### Challenge
Without including any pictures, write out the listing below exactly.

### Data lines
* start *

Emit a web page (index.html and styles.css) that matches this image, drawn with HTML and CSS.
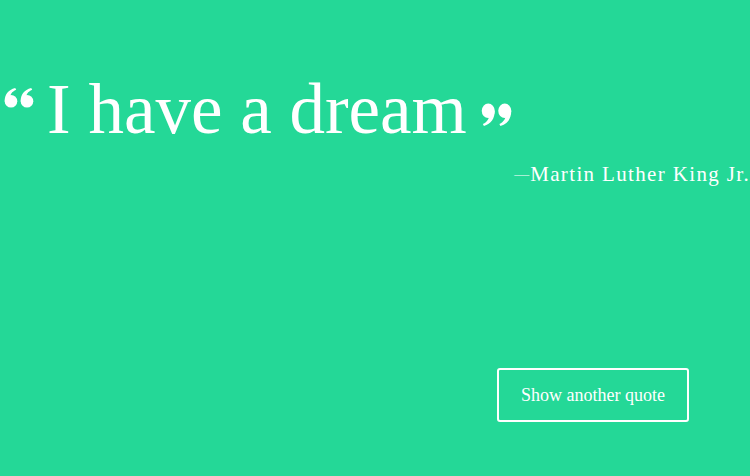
FILE: index.html
```html
<!DOCTYPE html>
<html lang="en">
<head>
<meta charset="utf-8">
<title>Random Quote</title>
<link rel="stylesheet" href="styles.css">
</head>
<body>
<main class="quote-box">
  <h1 class="quote">
    <svg class="mark mark-open" width="30" height="20" viewBox="0 0 30 20" aria-hidden="true">
      <g fill="#fff">
        <circle cx="7" cy="13.2" r="6.3"/>
        <path d="M0.7,13.2 C0.7,6.5 4.2,1.8 11.2,0 L12.2,1.8 C7.8,3.6 5.8,7 6,10.5 Z"/>
        <circle cx="23" cy="13.2" r="6.3"/>
        <path d="M16.7,13.2 C16.7,6.5 20.2,1.8 27.2,0 L28.2,1.8 C23.8,3.6 21.8,7 22,10.5 Z"/>
      </g>
    </svg>
    <span class="quote-text">I have a dream</span>
    <svg class="mark mark-close" width="31" height="23" viewBox="0 0 30 20" preserveAspectRatio="none" aria-hidden="true">
      <g fill="#fff" transform="rotate(180 15 10)">
        <circle cx="7" cy="13.2" r="6.3"/>
        <path d="M0.7,13.2 C0.7,6.5 4.2,1.8 11.2,0 L12.2,1.8 C7.8,3.6 5.8,7 6,10.5 Z"/>
        <circle cx="23" cy="13.2" r="6.3"/>
        <path d="M16.7,13.2 C16.7,6.5 20.2,1.8 27.2,0 L28.2,1.8 C23.8,3.6 21.8,7 22,10.5 Z"/>
      </g>
    </svg>
  </h1>
  <p class="author"><span class="dash">—</span>Martin Luther King Jr.</p>
  <div class="actions">
    <button class="btn" type="button">Show another quote</button>
  </div>
</main>
</body>
</html>
```
FILE: styles.css
```css
html, body {
  margin: 0;
  padding: 0;
}
body {
  background: #24d897;
  color: #ffffff;
  font-family: "Liberation Serif", "DejaVu Serif", serif;
  width: 750px;
  height: 476px;
  overflow: hidden;
}
.quote-box {
  padding: 74px 0 0 4px;
}
.quote {
  margin: 0;
  display: flex;
  align-items: flex-start;
  font-weight: normal;
  font-size: 71px;
  line-height: 71px;
}
.mark {
  display: block;
  flex: none;
}
.mark-open {
  margin-top: 14px;
}
.quote-text {
  margin: 0 14px 0 13px;
  white-space: nowrap;
}
.mark-close {
  margin-top: 29px;
}
.author {
  margin: 17px 0 0;
  text-align: right;
  font-size: 21px;
  line-height: 24px;
  height: 24px;
  letter-spacing: 1.35px;
  white-space: nowrap;
}
.dash {
  font-size: 15px;
  line-height: 0;
  letter-spacing: 1px;
  vertical-align: 2px;
}
.actions {
  display: flex;
  justify-content: flex-end;
  padding-right: 61px;
  margin-top: 182px;
}
.btn {
  box-sizing: border-box;
  height: 54px;
  width: 192px;
  padding: 0;
  background: transparent;
  border: 2px solid #ffffff;
  border-radius: 3px;
  color: #ffffff;
  font-family: "Liberation Serif", "DejaVu Serif", serif;
  font-size: 18px;
  line-height: 20px;
}
```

* end *

### The result
Emit a web page (index.html and styles.css) that matches this image, drawn with HTML and CSS.
FILE: index.html
```html
<!DOCTYPE html>
<html lang="en">
<head>
<meta charset="utf-8">
<title>Random Quote</title>
<link rel="stylesheet" href="styles.css">
</head>
<body>
<main class="quote-box">
  <h1 class="quote">
    <svg class="mark mark-open" width="30" height="20" viewBox="0 0 30 20" aria-hidden="true">
      <g fill="#fff">
        <circle cx="7" cy="13.2" r="6.3"/>
        <path d="M0.7,13.2 C0.7,6.5 4.2,1.8 11.2,0 L12.2,1.8 C7.8,3.6 5.8,7 6,10.5 Z"/>
        <circle cx="23" cy="13.2" r="6.3"/>
        <path d="M16.7,13.2 C16.7,6.5 20.2,1.8 27.2,0 L28.2,1.8 C23.8,3.6 21.8,7 22,10.5 Z"/>
      </g>
    </svg>
    <span class="quote-text">I have a dream</span>
    <svg class="mark mark-close" width="31" height="23" viewBox="0 0 30 20" preserveAspectRatio="none" aria-hidden="true">
      <g fill="#fff" transform="rotate(180 15 10)">
        <circle cx="7" cy="13.2" r="6.3"/>
        <path d="M0.7,13.2 C0.7,6.5 4.2,1.8 11.2,0 L12.2,1.8 C7.8,3.6 5.8,7 6,10.5 Z"/>
        <circle cx="23" cy="13.2" r="6.3"/>
        <path d="M16.7,13.2 C16.7,6.5 20.2,1.8 27.2,0 L28.2,1.8 C23.8,3.6 21.8,7 22,10.5 Z"/>
      </g>
    </svg>
  </h1>
  <p class="author"><span class="dash">—</span>Martin Luther King Jr.</p>
  <div class="actions">
    <button class="btn" type="button">Show another quote</button>
  </div>
</main>
</body>
</html>
```
FILE: styles.css
```css
html, body {
  margin: 0;
  padding: 0;
}
body {
  background: #24d897;
  color: #ffffff;
  font-family: "Liberation Serif", "DejaVu Serif", serif;
  width: 750px;
  height: 476px;
  overflow: hidden;
}
.quote-box {
  padding: 74px 0 0 4px;
}
.quote {
  margin: 0;
  display: flex;
  align-items: flex-start;
  font-weight: normal;
  font-size: 71px;
  line-height: 71px;
}
.mark {
  display: block;
  flex: none;
}
.mark-open {
  margin-top: 14px;
}
.quote-text {
  margin: 0 14px 0 13px;
  white-space: nowrap;
}
.mark-close {
  margin-top: 29px;
}
.author {
  margin: 17px 0 0;
  text-align: right;
  font-size: 21px;
  line-height: 24px;
  height: 24px;
  letter-spacing: 1.35px;
  white-space: nowrap;
}
.dash {
  font-size: 15px;
  line-height: 0;
  letter-spacing: 1px;
  vertical-align: 2px;
}
.actions {
  display: flex;
  justify-content: flex-end;
  padding-right: 61px;
  margin-top: 182px;
}
.btn {
  box-sizing: border-box;
  height: 54px;
  width: 192px;
  padding: 0;
  background: transparent;
  border: 2px solid #ffffff;
  border-radius: 3px;
  color: #ffffff;
  font-family: "Liberation Serif", "DejaVu Serif", serif;
  font-size: 18px;
  line-height: 20px;
}
```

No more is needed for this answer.